Su questo fronte, l’unica
autorevole voce nel panorama politico israeliano che ancora ribadisce l’urgenza
di riprendere il dialogo con l’ANP appare quella di Tzipi Livni, che proprio su
questo dossier, in disaccordo con governo, ne era fuoriuscita nel Dicembre
dello scorso anno. Che il processo di
pace non rappresenti per Netanyahu una priorità politica non è mai stato un
mistero. Eppure, almeno a parole il falco del Likud -che sulla questione del
disimpegno da Gaza nel 2005 aveva provocato una crisi di governo con l’allora
Primo Ministro Ariel Sharon (che invece quel ritiro aveva fortemente voluto) – nel
2009 aveva stupito il mondo con il suo famoso discorso all’Università Bar Ilan
in cui si diceva pronto a lavorare per la nascita di uno Stato Palestinese,
secondo lo spirito dei “due stati per due popoli”. Ovviamente, ciò non ha
impedito il moltiplicarsi delle costruzioni nelle colonie e i negoziati di
pace, riaperti nel 2013 sotto i buoni uffici del Segretario di Stato americano
John Kerry sono da allora in un binario morto…
Non stupisce dunque che, nel
tentativo di erodere la soglia sempre più sottile che lo separava dal Blocco
Sionista, Netanyahu si sia spinto a dichiarare che, con lui Primo Ministro, uno
Stato Palestinese non vedrebbe mai la luce. Oggi, ad elezione riconfermata, Netanyahu
è tornato su quell’esternazione, riformulandola in chiave più possibilista.
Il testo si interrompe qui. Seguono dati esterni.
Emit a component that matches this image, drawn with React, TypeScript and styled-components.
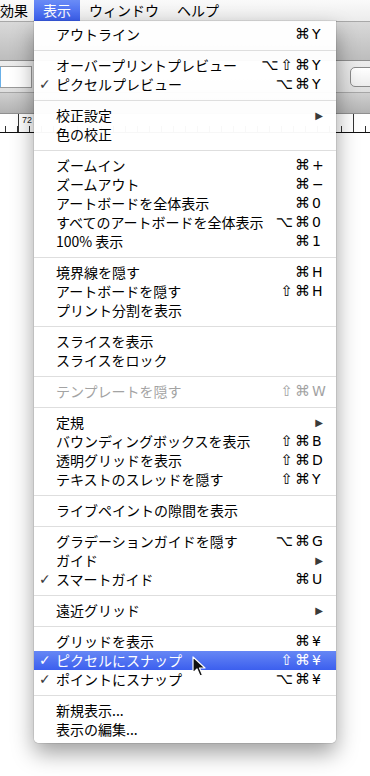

E
tuttavia, se così non fosse dovremmo registrare un drammatico cambiamento di
paradigma nell’approccio al processo di pace: se fino a qualche mese fa il
Likud vedeva nell’allora Presidente Peres, un autorevole argine alle derive
anti-negoziali del primo Ministro, oggi entrambe le guide monocratiche dello
stato (il Presidente d’Israele Reuven Rivlin e il Primo Minsitro Netanyahu) sarebbero
dichiaratamente per una soluzione uni-nazionale al problema palestinese. Una soluzione rischiosissima che farebbe
espoldere la contraddizione di uno Stato Ebraico e democratico che avalla a sé
il governo dei palestinesi nella Cisgiordania e a Gaza. Un tale scenario non farebbe
che spingere sempre più la leadership palestinese ad intraprendere la strada
unilaterale dell’ONU e della Corte Penale Internazionale (cui già nel prossimo
Novembre, a detta del negoziatore palestinese Muhammed Erekat si vorrebbe
trascinare Israele per crimini di guerra). Inoltre ciò rappresenterebbe
gioco-facile per i movimenti di boicottaggio di Israele e contribuirebbe a isolare ulteriormente lo
Stato ebraico sulla scena internazionale.
E’ probabile che, dismessi i toni
accesi della campagna elettorale, nel governo israeliano -qualunque forma esso
assumerà- si tornerà a parlare con il linguaggio del pragmatismo. Specie se,
come già lasciato trapelare dall’amministrazione Obama, l’America eserciterà
con maggiore incisività le sue capacità di persuasione sull’ormai scomodo
alleato Mediorientale. E tuttavia è un fatto che oggi Netanyahu sponsorizzi gli
strati più oltranzisti della società israeliana, dai coloni ai gruppi religiosi,
a cui il primo Ministro deve la sua quarta rielezione e che difficilmente si
lasceranno persuadere dal linguaggio della realpolitik. Un dilemma per uscire dal quale Netanyahu
dovrà ancora una volta dare prova di tutta la sua scaltrezza.